When I was leader of the GLC, it funded a number of Jewish community organisations and as London mayor, I hosted and promoted events to mark Holocaust Memorial Day, hosted the Anne Frank exhibition and also the lighting of the Menorah ceremonies for the Hanukkah festival. I organised, in partnership with Jewish cultural organisations, a Jewish festival — the Simcha on the Square.
Now, I have been falsely accused of claiming that Hitler was a zionist — something I have never said, as it is evidently a ridiculous idea.
What my detractors and I really differ on is not anti-semitism, which I totally condemn, but the policies of successive Israeli governments.
Several thousand Palestinians, mostly civilians, were killed by Israel’s military assaults on Gaza in 2008-9 and 2014, in attacks widely regarded as criminal. The brutality of Israel’s occupation of Palestinian territory continues to this day.
Making forceful criticisms of the policies of Israel is not at all the same thing as anti-semitism.
I believe that the Holocaust was the greatest racist crime of the 20th century. Applying the same universal human values to the Middle East today requires condemnation of the policies of successive Israeli governments — not on the absurd grounds that they are nazi or equivalent to the Holocaust, but because discrimination and terror are immoral.
Nazism and zionism are not at all equivalent. Zionism or the policies of Israeli governments are not analogous to nazism. Israeli governments have never had the aim of the systematic extermination of the Palestinian people, in the way nazism sought the annihilation of the Jews.
There is a gigantic difference between Israel’s ethnic cleansing and the nazis’ extermination policies.
Israel’s violent and expanding occupation has caused it to lose significant international support. So it wants supporters of the Palestinians to be silenced.
The Tories have come to Israel’s assistance and arranged for the British government to adopt an official “definition” of anti-semitism, the purpose of which is to restrict free speech on issues of Palestine and Israel.
Particular ways of criticising Israel and zionism, under this definition, it is suggested are anti-semitic, even if no hostility whatsoever is expressed towards Jews nor any hostile intention to Jews.
Supporters of human rights, including the Labour Party, ought to oppose such restrictions on freedom of expression. Huge struggles have taken place to win such freedom, so they should not just be given up, particularly when the purpose is to acquiesce to Israel’s predations.

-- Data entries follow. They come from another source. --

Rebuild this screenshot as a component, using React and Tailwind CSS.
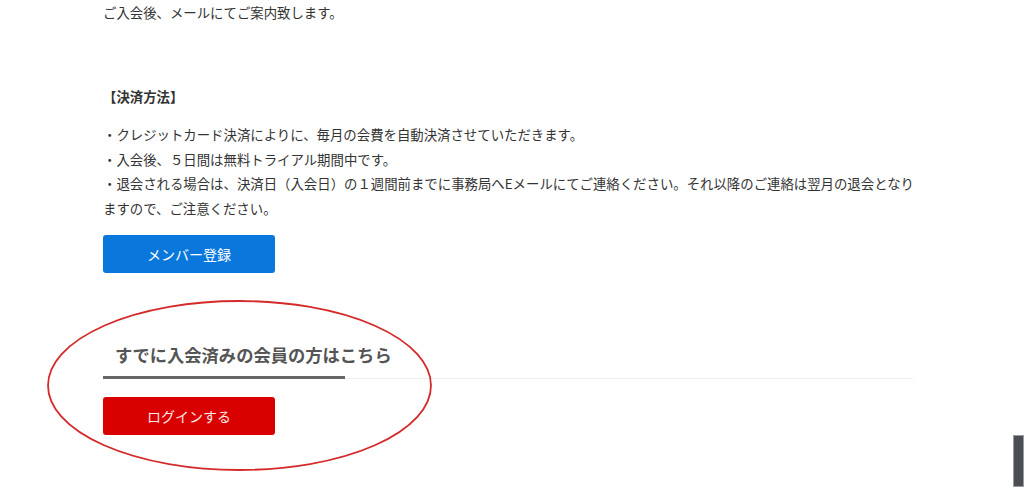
export default function App() {
  const font = { fontFamily: '"Noto Sans CJK JP", "Noto Sans", sans-serif' };
  return (
    <div className="relative h-[487px] w-[1024px] overflow-hidden bg-white text-[#333]" style={font}>
      <div className="w-[913px] pl-[103px]">
        <p className="whitespace-nowrap text-[13.4px] leading-[24px]">ご入会後、メールにてご案内致します。</p>

        <p className="mt-[60px] whitespace-nowrap text-[13.4px] font-bold leading-[24px]">【決済方法】</p>

        <div className="mt-[14px] whitespace-nowrap text-[13.4px] leading-[24.5px]">
          <p>・クレジットカード決済によりに、毎月の会費を自動決済させていただきます。</p>
          <p>・入会後、５日間は無料トライアル期間中です。</p>
          <p>・退会される場合は、決済日（入会日）の１週間前までに事務局へEメールにてご連絡ください。それ以降のご連絡は翌月の退会となり</p>
          <p>ますので、ご注意ください。</p>
        </div>

        <button className="mt-[15px] flex h-[38px] w-[172px] items-center justify-center rounded-[3px] bg-[#0a77dc] text-[14px] text-white">
          メンバー登録
        </button>

        <h3 className="mt-[69px] whitespace-nowrap pl-[12px] text-[17.3px] font-bold leading-[26px] text-[#555]">
          すでに入会済みの会員の方はこちら
        </h3>
        <div className="mt-[8px] flex items-end">
          <div className="h-[3px] w-[242px] bg-[#666]" />
          <div className="h-px flex-1 bg-[#eeeeee]" />
        </div>

        <button className="mt-[18px] flex h-[38px] w-[172px] items-center justify-center rounded-[3px] bg-[#d90000] text-[14px] text-[#fbeaea]">
          ログインする
        </button>
      </div>

      <svg className="pointer-events-none absolute left-0 top-0" width="1024" height="487">
        <ellipse cx="239.5" cy="385.5" rx="191.5" ry="84.5" fill="none" stroke="#d52a2a" strokeWidth="1.8" />
      </svg>

      <div className="absolute bottom-0 right-0 h-[52px] w-[11px] border border-[#9a9ca0] bg-[#4b4e52]" />
    </div>
  );
}
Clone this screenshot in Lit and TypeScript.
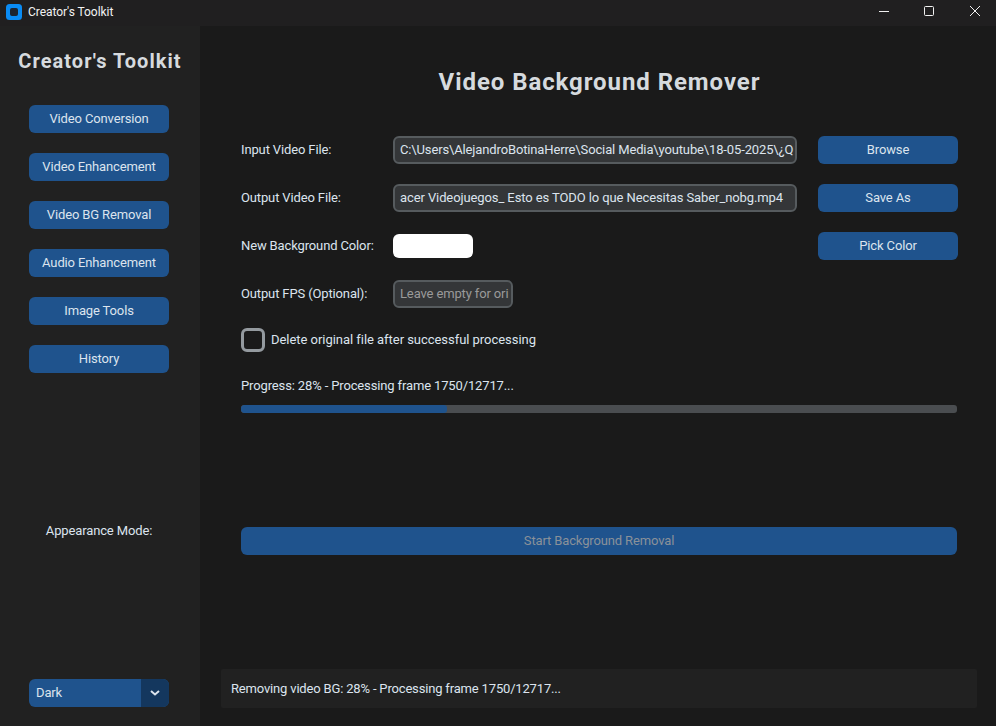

The Labour Party needs to clearly distinguish between prejudice against Jews, which is totally unacceptable, and criticisms of Israeli aggression, on which freedom of expression should be respected.
For any definition of anti-semitism to be useful, it should at a minimum help Jewish people combat hostility to Jews. Professor David Feldman, the director of the Pears Institute for the Study of Anti-Semitism, who was a vice-chair of Labour’s Chakrabarti Inquiry, has expressed scepticism that the Tories’ definition will help Jewish people. Hopefully the Labour Party will take on board his views.
The Tories, and other opponents of the Labour Party and its leader Jeremy Corbyn, falsely depict supporters of Palestinian rights as being anti-semitic.
I oppose these malicious attempts to discredit genuine opponents of anti-semitism. It damages the Labour Party when serious false allegations against it are not rebutted.
I have broken no Labour Party rule — as it is not against any rule to defend my party from malicious accusations.
In five weeks’ time there are important local elections in England, Scotland and Wales. The Labour Party’s apparatus should be entirely focused on winning seats on local councils.
Instead the right wing wants to generate headlines about antisemitism again this year.
If this week’s hearing of Labour’s National Constitutional Committee is fair-minded, and not rigged, it will simply dismiss the charge against me. A witch-hunt of supporters of Palestine is a damaging diversion, which sabotages Labour building up its electoral support.
The party needs to face outwards and promote its policy agenda that will make people better off.
That, not expelling party members, is how to win the election of a Labour government.